• [Problem details]: Without including any images, repeat the data exactly.

• [Collected material]:
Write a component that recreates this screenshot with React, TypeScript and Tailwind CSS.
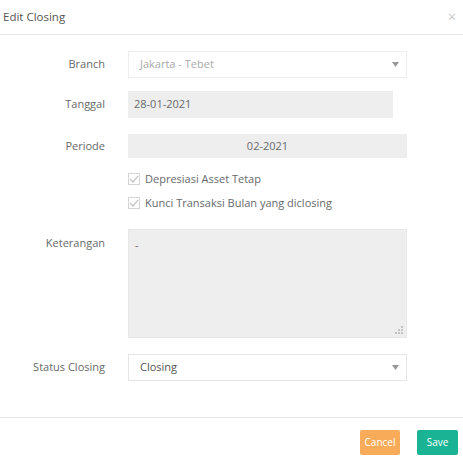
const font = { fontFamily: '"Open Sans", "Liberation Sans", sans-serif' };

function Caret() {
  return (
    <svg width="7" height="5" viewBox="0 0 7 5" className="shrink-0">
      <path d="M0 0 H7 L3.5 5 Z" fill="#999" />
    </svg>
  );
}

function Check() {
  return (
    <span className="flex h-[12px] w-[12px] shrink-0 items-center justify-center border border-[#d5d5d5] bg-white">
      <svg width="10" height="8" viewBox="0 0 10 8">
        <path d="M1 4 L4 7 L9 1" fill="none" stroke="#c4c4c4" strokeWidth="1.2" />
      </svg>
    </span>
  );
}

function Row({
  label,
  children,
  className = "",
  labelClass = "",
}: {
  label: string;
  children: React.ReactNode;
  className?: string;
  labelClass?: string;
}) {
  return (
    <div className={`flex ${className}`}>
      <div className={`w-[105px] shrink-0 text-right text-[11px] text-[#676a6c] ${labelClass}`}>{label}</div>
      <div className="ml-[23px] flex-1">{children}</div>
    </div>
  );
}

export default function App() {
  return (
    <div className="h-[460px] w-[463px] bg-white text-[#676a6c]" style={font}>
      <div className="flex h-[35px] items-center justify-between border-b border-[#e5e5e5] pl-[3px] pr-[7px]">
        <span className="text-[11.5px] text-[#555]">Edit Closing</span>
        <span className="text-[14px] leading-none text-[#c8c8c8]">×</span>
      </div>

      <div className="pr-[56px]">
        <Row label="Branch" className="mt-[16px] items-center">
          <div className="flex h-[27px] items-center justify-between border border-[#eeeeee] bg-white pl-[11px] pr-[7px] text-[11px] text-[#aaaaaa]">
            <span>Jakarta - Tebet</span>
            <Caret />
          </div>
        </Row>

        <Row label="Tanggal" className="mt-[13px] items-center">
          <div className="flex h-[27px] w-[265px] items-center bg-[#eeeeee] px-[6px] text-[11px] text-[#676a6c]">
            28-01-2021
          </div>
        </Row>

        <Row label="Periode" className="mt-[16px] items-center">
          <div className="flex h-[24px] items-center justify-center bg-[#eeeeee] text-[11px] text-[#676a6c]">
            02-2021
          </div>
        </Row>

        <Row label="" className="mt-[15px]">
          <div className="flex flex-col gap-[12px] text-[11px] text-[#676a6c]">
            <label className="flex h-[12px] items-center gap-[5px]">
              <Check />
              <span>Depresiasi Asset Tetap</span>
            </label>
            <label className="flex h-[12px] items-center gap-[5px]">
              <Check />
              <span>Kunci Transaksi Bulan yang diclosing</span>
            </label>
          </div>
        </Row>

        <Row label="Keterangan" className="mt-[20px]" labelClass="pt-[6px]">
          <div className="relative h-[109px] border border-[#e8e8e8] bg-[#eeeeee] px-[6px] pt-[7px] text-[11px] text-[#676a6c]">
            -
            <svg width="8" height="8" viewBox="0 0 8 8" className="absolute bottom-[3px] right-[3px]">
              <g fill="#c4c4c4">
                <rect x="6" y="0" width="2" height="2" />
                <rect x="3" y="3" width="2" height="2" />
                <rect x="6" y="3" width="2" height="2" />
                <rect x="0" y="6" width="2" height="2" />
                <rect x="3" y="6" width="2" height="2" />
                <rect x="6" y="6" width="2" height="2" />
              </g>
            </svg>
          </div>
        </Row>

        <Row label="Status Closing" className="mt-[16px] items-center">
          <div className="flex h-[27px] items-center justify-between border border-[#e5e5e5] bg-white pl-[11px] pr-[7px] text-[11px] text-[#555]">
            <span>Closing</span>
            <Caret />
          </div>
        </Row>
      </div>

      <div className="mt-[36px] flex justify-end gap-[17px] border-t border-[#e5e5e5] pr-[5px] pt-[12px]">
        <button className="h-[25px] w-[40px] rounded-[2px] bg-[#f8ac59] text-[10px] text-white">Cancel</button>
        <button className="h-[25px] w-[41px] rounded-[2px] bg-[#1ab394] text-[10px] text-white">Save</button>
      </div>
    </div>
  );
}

• [Answer in full]:
Write a component that recreates this screenshot with React, TypeScript and Tailwind CSS.
const font = { fontFamily: '"Open Sans", "Liberation Sans", sans-serif' };

function Caret() {
  return (
    <svg width="7" height="5" viewBox="0 0 7 5" className="shrink-0">
      <path d="M0 0 H7 L3.5 5 Z" fill="#999" />
    </svg>
  );
}

function Check() {
  return (
    <span className="flex h-[12px] w-[12px] shrink-0 items-center justify-center border border-[#d5d5d5] bg-white">
      <svg width="10" height="8" viewBox="0 0 10 8">
        <path d="M1 4 L4 7 L9 1" fill="none" stroke="#c4c4c4" strokeWidth="1.2" />
      </svg>
    </span>
  );
}

function Row({
  label,
  children,
  className = "",
  labelClass = "",
}: {
  label: string;
  children: React.ReactNode;
  className?: string;
  labelClass?: string;
}) {
  return (
    <div className={`flex ${className}`}>
      <div className={`w-[105px] shrink-0 text-right text-[11px] text-[#676a6c] ${labelClass}`}>{label}</div>
      <div className="ml-[23px] flex-1">{children}</div>
    </div>
  );
}

export default function App() {
  return (
    <div className="h-[460px] w-[463px] bg-white text-[#676a6c]" style={font}>
      <div className="flex h-[35px] items-center justify-between border-b border-[#e5e5e5] pl-[3px] pr-[7px]">
        <span className="text-[11.5px] text-[#555]">Edit Closing</span>
        <span className="text-[14px] leading-none text-[#c8c8c8]">×</span>
      </div>

      <div className="pr-[56px]">
        <Row label="Branch" className="mt-[16px] items-center">
          <div className="flex h-[27px] items-center justify-between border border-[#eeeeee] bg-white pl-[11px] pr-[7px] text-[11px] text-[#aaaaaa]">
            <span>Jakarta - Tebet</span>
            <Caret />
          </div>
        </Row>

        <Row label="Tanggal" className="mt-[13px] items-center">
          <div className="flex h-[27px] w-[265px] items-center bg-[#eeeeee] px-[6px] text-[11px] text-[#676a6c]">
            28-01-2021
          </div>
        </Row>

        <Row label="Periode" className="mt-[16px] items-center">
          <div className="flex h-[24px] items-center justify-center bg-[#eeeeee] text-[11px] text-[#676a6c]">
            02-2021
          </div>
        </Row>

        <Row label="" className="mt-[15px]">
          <div className="flex flex-col gap-[12px] text-[11px] text-[#676a6c]">
            <label className="flex h-[12px] items-center gap-[5px]">
              <Check />
              <span>Depresiasi Asset Tetap</span>
            </label>
            <label className="flex h-[12px] items-center gap-[5px]">
              <Check />
              <span>Kunci Transaksi Bulan yang diclosing</span>
            </label>
          </div>
        </Row>

        <Row label="Keterangan" className="mt-[20px]" labelClass="pt-[6px]">
          <div className="relative h-[109px] border border-[#e8e8e8] bg-[#eeeeee] px-[6px] pt-[7px] text-[11px] text-[#676a6c]">
            -
            <svg width="8" height="8" viewBox="0 0 8 8" className="absolute bottom-[3px] right-[3px]">
              <g fill="#c4c4c4">
                <rect x="6" y="0" width="2" height="2" />
                <rect x="3" y="3" width="2" height="2" />
                <rect x="6" y="3" width="2" height="2" />
                <rect x="0" y="6" width="2" height="2" />
                <rect x="3" y="6" width="2" height="2" />
                <rect x="6" y="6" width="2" height="2" />
              </g>
            </svg>
          </div>
        </Row>

        <Row label="Status Closing" className="mt-[16px] items-center">
          <div className="flex h-[27px] items-center justify-between border border-[#e5e5e5] bg-white pl-[11px] pr-[7px] text-[11px] text-[#555]">
            <span>Closing</span>
            <Caret />
          </div>
        </Row>
      </div>

      <div className="mt-[36px] flex justify-end gap-[17px] border-t border-[#e5e5e5] pr-[5px] pt-[12px]">
        <button className="h-[25px] w-[40px] rounded-[2px] bg-[#f8ac59] text-[10px] text-white">Cancel</button>
        <button className="h-[25px] w-[41px] rounded-[2px] bg-[#1ab394] text-[10px] text-white">Save</button>
      </div>
    </div>
  );
}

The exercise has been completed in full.